Today's programming challenge - How's your Range-Fu ?

Mon Apr 20 11:39:54 PDT 2015

On Monday, 20 April 2015 at 17:48:17 UTC, Panke wrote:
>> This can lead to subtle bugs, cf. length of random and e_one. 
>> You have to convert everything to dstring to get the 
>> "expected" result. However, this is not always desirable.
>
> There are three things that you need to be aware of when 
> handling unicode: code units, code points and graphems.
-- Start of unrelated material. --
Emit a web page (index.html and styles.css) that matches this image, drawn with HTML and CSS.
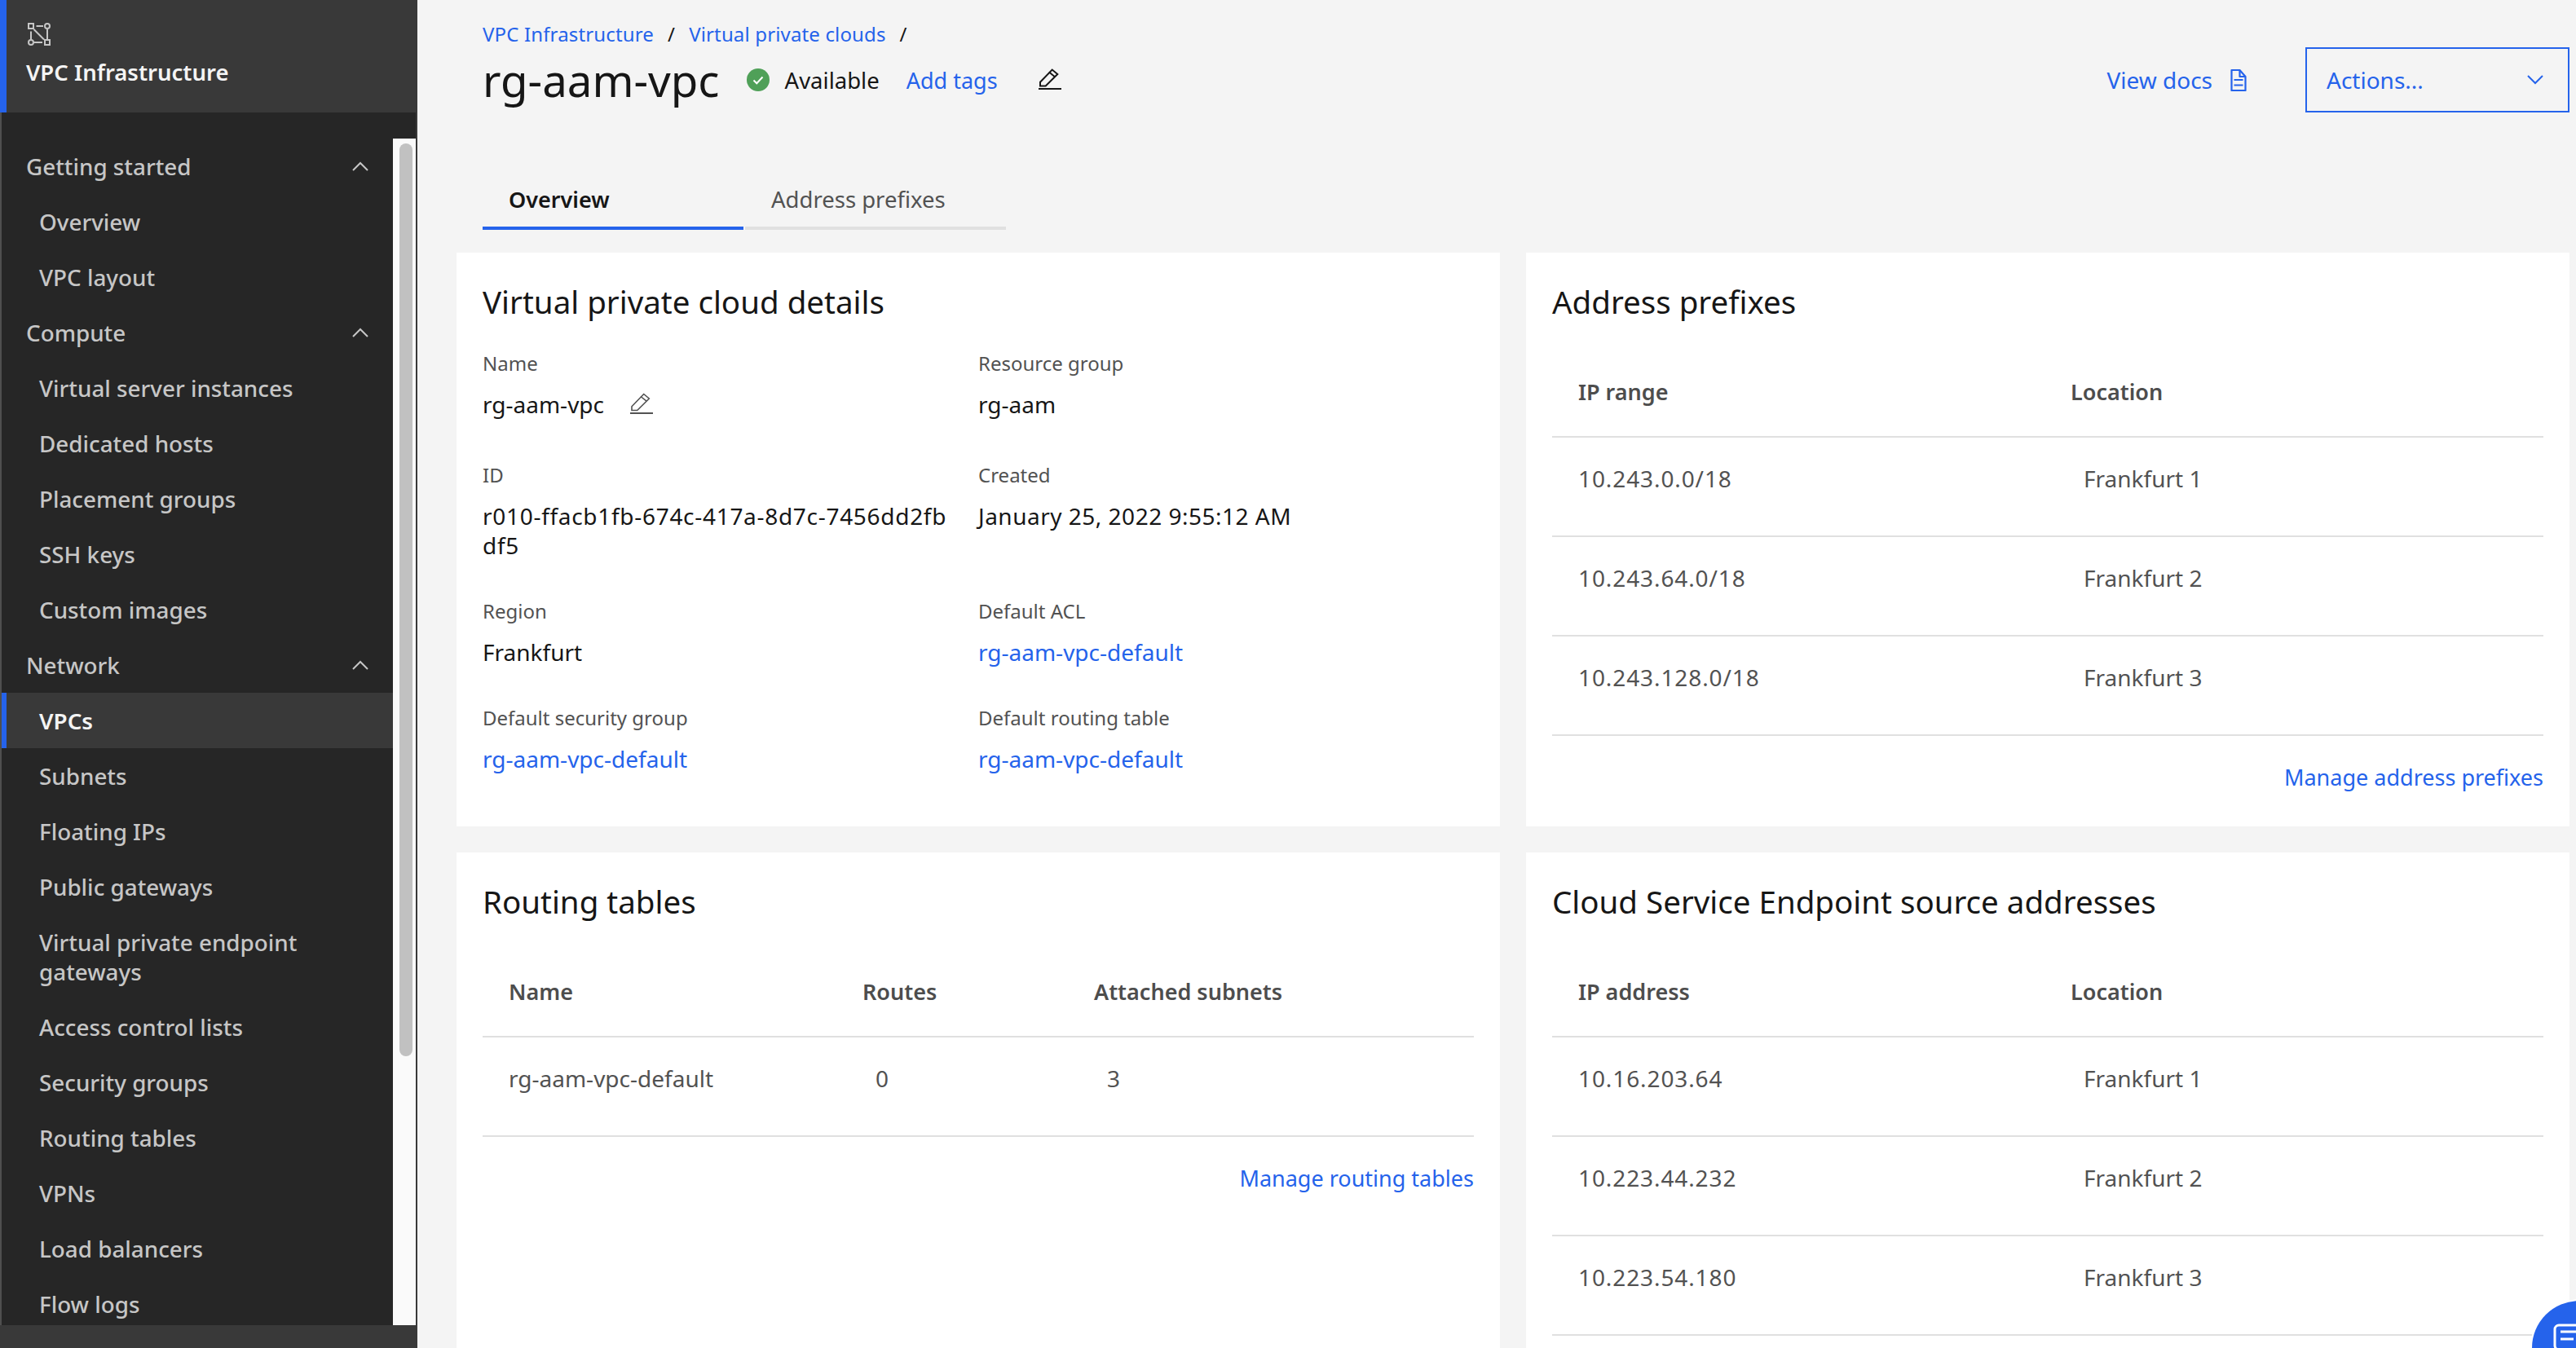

This is why I use a helper function that uses byCodePoint and 
byGrapheme. At least for my use cases it returns the correct 
length. However, I might think about an alternative version based 
on the discussion here.

> In general the length of one guarantees anything about the 
> length of the other, except for utf32, which is a 1:1 mapping 
> between code units and code points.
>
> In this thread, we were discussing the relationship between 
> code points and graphemes. You're examples however apply to the 
> relationship between code units and code points.
>
> To measure the columns needed to print a string, you'll need 
> the number of graphemes. (d|)?string.length gives you the 
> number of code units.
>
> If you normalize a string (in the sequence of 
> characters/codepoints sense, not object.string) to NFC, it will 
> decompose every precomposed character in the string (like é, 
> single codeunit), establish a defined order between the 
> composite characters and then recompose a selected few 
> graphemes (like é). This way é always ends up as a single code 
> unit in NFC. There are dozens of other combinations where 
> you'll still have n:1 mapping between code points and graphemes 
> left after normalization.
>
> Example given already in this thread: putting an arrow over an 
> latin letter is typical in math and always more than one 
> codepoint.